Description of the task:
Copy all the entries word for word, but omit the pictures.

Information given:
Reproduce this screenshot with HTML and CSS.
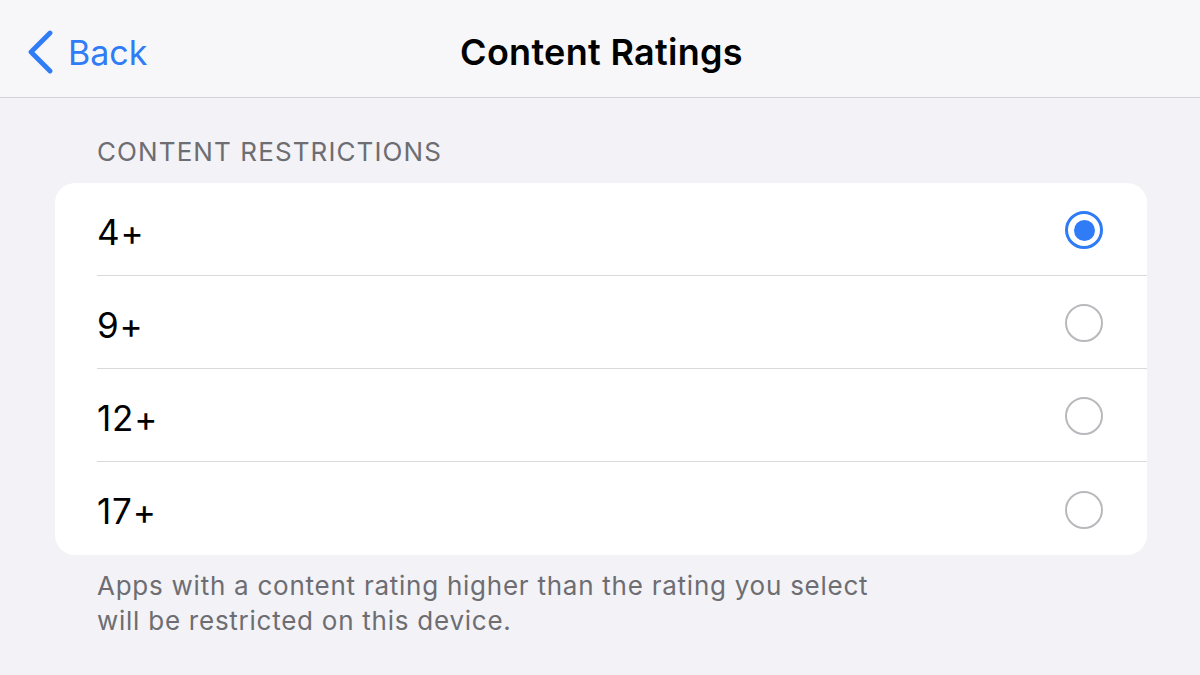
FILE: index.html
```html
<!DOCTYPE html>
<html lang="en">
<head>
    <meta charset="UTF-8">
    <meta name="viewport" content="width=device-width, initial-scale=1.0">
    <title>Content Ratings</title>
    <link rel="stylesheet" href="styles.css">
</head>
<body>

    <div class="nav-bar">
        <a class="back" href="#">
            <svg class="chevron" width="28" height="44" viewBox="0 0 28 44">
                <path d="M24 3 L5 22 L24 41" fill="none" stroke="#2f7cf6" stroke-width="4.8" stroke-linecap="round" stroke-linejoin="round"/>
            </svg>
            <span>Back</span>
        </a>
        <h1>Content Ratings</h1>
        <div></div>
    </div>

    <div class="section">
        <div class="section-title">CONTENT RESTRICTIONS</div>
        <div class="card">
            <div class="row">
                <span class="label">4+</span>
                <span class="radio selected"></span>
            </div>
            <div class="row">
                <span class="label">9+</span>
                <span class="radio"></span>
            </div>
            <div class="row">
                <span class="label">12+</span>
                <span class="radio"></span>
            </div>
            <div class="row">
                <span class="label">17+</span>
                <span class="radio"></span>
            </div>
        </div>
        <p class="section-footer">Apps with a content rating higher than the rating you select<br>will be restricted on this device.</p>
    </div>

</body>
</html>
```

FILE: styles.css
```css
body {
    font-family: Inter, "Noto Sans", sans-serif;
    background-color: #f2f2f7;
    margin: 0;
    padding: 0;
    color: #000;
}

.nav-bar {
    height: 98px;
    box-sizing: border-box;
    padding-top: 7px;
    display: grid;
    grid-template-columns: 1fr auto 1fr;
    align-items: center;
    background-color: #f7f7f9;
    border-bottom: 1px solid #d4d4d8;
}

.back {
    display: flex;
    align-items: center;
    gap: 14px;
    padding-left: 26px;
    color: #2f7cf6;
    text-decoration: none;
    font-size: 34px;
    letter-spacing: 0;
}

.back span {
    margin-top: 1px;
}

.nav-bar h1 {
    margin: 0 0 0 3px;
    font-size: 36px;
    font-weight: 600;
    letter-spacing: 0.3px;
}

.section {
    padding: 37px 53px 0 55px;
}

.section-title {
    padding-left: 42px;
    font-size: 26px;
    color: #6d6d72;
    letter-spacing: 1.1px;
    line-height: 34px;
    margin-bottom: 14px;
}

.card {
    background-color: #fff;
    border-radius: 20px;
    overflow: hidden;
}

.row {
    height: 93px;
    margin-left: 42px;
    padding-right: 44px;
    display: flex;
    align-items: center;
    justify-content: space-between;
    border-bottom: 1px solid #d9d9dc;
    box-sizing: border-box;
}

.row:last-child {
    border-bottom: none;
}

.label {
    font-size: 35px;
    letter-spacing: 0.8px;
    margin-top: 5px;
}

.radio {
    width: 38px;
    height: 38px;
    border: 2.5px solid #b9b9bd;
    border-radius: 50%;
    box-sizing: border-box;
    display: flex;
    align-items: center;
    justify-content: center;
    margin-top: 2px;
}

.radio.selected {
    border: 3.5px solid #2f7cf6;
}

.radio.selected::after {
    content: "";
    width: 21px;
    height: 21px;
    border-radius: 50%;
    background-color: #2f7cf6;
}

.section-footer {
    margin: 13px 0 0 42px;
    font-size: 26px;
    line-height: 35px;
    color: #6d6d72;
    letter-spacing: 0.75px;
}
```
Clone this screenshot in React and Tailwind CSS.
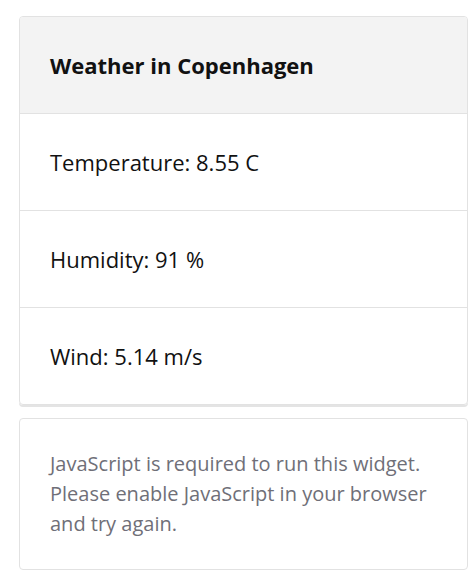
const ROWS = ['Temperature: 8.55 C', 'Humidity: 91 %', 'Wind: 5.14 m/s'];

export default function App() {
  return (
    <div className="min-h-screen bg-white pt-4 pl-[19px] pr-[1px] font-['Open_Sans',sans-serif] text-[#111]">
      <div className="rounded border border-[#e2e2e2] shadow-[0_2px_0_#e4e4e4] overflow-hidden">
        <div className="bg-[#f3f3f3] px-[30px] py-[30px] text-[22px] leading-9 font-bold border-b border-[#e2e2e2]">
          Weather in Copenhagen
        </div>
        {ROWS.map((r, i) => (
          <div
            key={r}
            className={`px-[30px] py-[30px] text-[22px] leading-9 ${i < ROWS.length - 1 ? 'border-b border-[#e2e2e2]' : ''}`}
          >
            {r}
          </div>
        ))}
      </div>
      <div className="mt-[13px] rounded border border-[#e2e2e2] px-[30px] py-[30px] text-[20px] leading-[30px] text-[#6f6f78]">
        JavaScript is required to run this widget. Please enable JavaScript in your browser and try again.
      </div>
    </div>
  );
}
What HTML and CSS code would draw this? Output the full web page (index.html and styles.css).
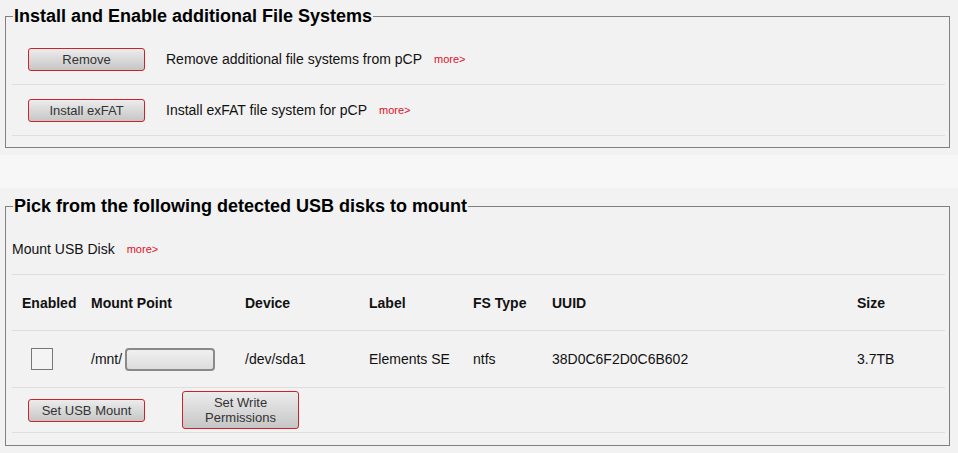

Response to this exercise:
Reproduce this screenshot with HTML and CSS.
FILE: index.html
```html
<!DOCTYPE html>
<html lang="en">
<head>
    <meta charset="UTF-8">
    <meta name="viewport" content="width=device-width, initial-scale=1.0">
    <title>Content Ratings</title>
    <link rel="stylesheet" href="styles.css">
</head>
<body>

    <div class="nav-bar">
        <a class="back" href="#">
            <svg class="chevron" width="28" height="44" viewBox="0 0 28 44">
                <path d="M24 3 L5 22 L24 41" fill="none" stroke="#2f7cf6" stroke-width="4.8" stroke-linecap="round" stroke-linejoin="round"/>
            </svg>
            <span>Back</span>
        </a>
        <h1>Content Ratings</h1>
        <div></div>
    </div>

    <div class="section">
        <div class="section-title">CONTENT RESTRICTIONS</div>
        <div class="card">
            <div class="row">
                <span class="label">4+</span>
                <span class="radio selected"></span>
            </div>
            <div class="row">
                <span class="label">9+</span>
                <span class="radio"></span>
            </div>
            <div class="row">
                <span class="label">12+</span>
                <span class="radio"></span>
            </div>
            <div class="row">
                <span class="label">17+</span>
                <span class="radio"></span>
            </div>
        </div>
        <p class="section-footer">Apps with a content rating higher than the rating you select<br>will be restricted on this device.</p>
    </div>

</body>
</html>
```

FILE: styles.css
```css
body {
    font-family: Inter, "Noto Sans", sans-serif;
    background-color: #f2f2f7;
    margin: 0;
    padding: 0;
    color: #000;
}

.nav-bar {
    height: 98px;
    box-sizing: border-box;
    padding-top: 7px;
    display: grid;
    grid-template-columns: 1fr auto 1fr;
    align-items: center;
    background-color: #f7f7f9;
    border-bottom: 1px solid #d4d4d8;
}

.back {
    display: flex;
    align-items: center;
    gap: 14px;
    padding-left: 26px;
    color: #2f7cf6;
    text-decoration: none;
    font-size: 34px;
    letter-spacing: 0;
}

.back span {
    margin-top: 1px;
}

.nav-bar h1 {
    margin: 0 0 0 3px;
    font-size: 36px;
    font-weight: 600;
    letter-spacing: 0.3px;
}

.section {
    padding: 37px 53px 0 55px;
}

.section-title {
    padding-left: 42px;
    font-size: 26px;
    color: #6d6d72;
    letter-spacing: 1.1px;
    line-height: 34px;
    margin-bottom: 14px;
}

.card {
    background-color: #fff;
    border-radius: 20px;
    overflow: hidden;
}

.row {
    height: 93px;
    margin-left: 42px;
    padding-right: 44px;
    display: flex;
    align-items: center;
    justify-content: space-between;
    border-bottom: 1px solid #d9d9dc;
    box-sizing: border-box;
}

.row:last-child {
    border-bottom: none;
}

.label {
    font-size: 35px;
    letter-spacing: 0.8px;
    margin-top: 5px;
}

.radio {
    width: 38px;
    height: 38px;
    border: 2.5px solid #b9b9bd;
    border-radius: 50%;
    box-sizing: border-box;
    display: flex;
    align-items: center;
    justify-content: center;
    margin-top: 2px;
}

.radio.selected {
    border: 3.5px solid #2f7cf6;
}

.radio.selected::after {
    content: "";
    width: 21px;
    height: 21px;
    border-radius: 50%;
    background-color: #2f7cf6;
}

.section-footer {
    margin: 13px 0 0 42px;
    font-size: 26px;
    line-height: 35px;
    color: #6d6d72;
    letter-spacing: 0.75px;
}
```
Clone this screenshot in React and Tailwind CSS.
const ROWS = ['Temperature: 8.55 C', 'Humidity: 91 %', 'Wind: 5.14 m/s'];

export default function App() {
  return (
    <div className="min-h-screen bg-white pt-4 pl-[19px] pr-[1px] font-['Open_Sans',sans-serif] text-[#111]">
      <div className="rounded border border-[#e2e2e2] shadow-[0_2px_0_#e4e4e4] overflow-hidden">
        <div className="bg-[#f3f3f3] px-[30px] py-[30px] text-[22px] leading-9 font-bold border-b border-[#e2e2e2]">
          Weather in Copenhagen
        </div>
        {ROWS.map((r, i) => (
          <div
            key={r}
            className={`px-[30px] py-[30px] text-[22px] leading-9 ${i < ROWS.length - 1 ? 'border-b border-[#e2e2e2]' : ''}`}
          >
            {r}
          </div>
        ))}
      </div>
      <div className="mt-[13px] rounded border border-[#e2e2e2] px-[30px] py-[30px] text-[20px] leading-[30px] text-[#6f6f78]">
        JavaScript is required to run this widget. Please enable JavaScript in your browser and try again.
      </div>
    </div>
  );
}
What HTML and CSS code would draw this? Output the full web page (index.html and styles.css).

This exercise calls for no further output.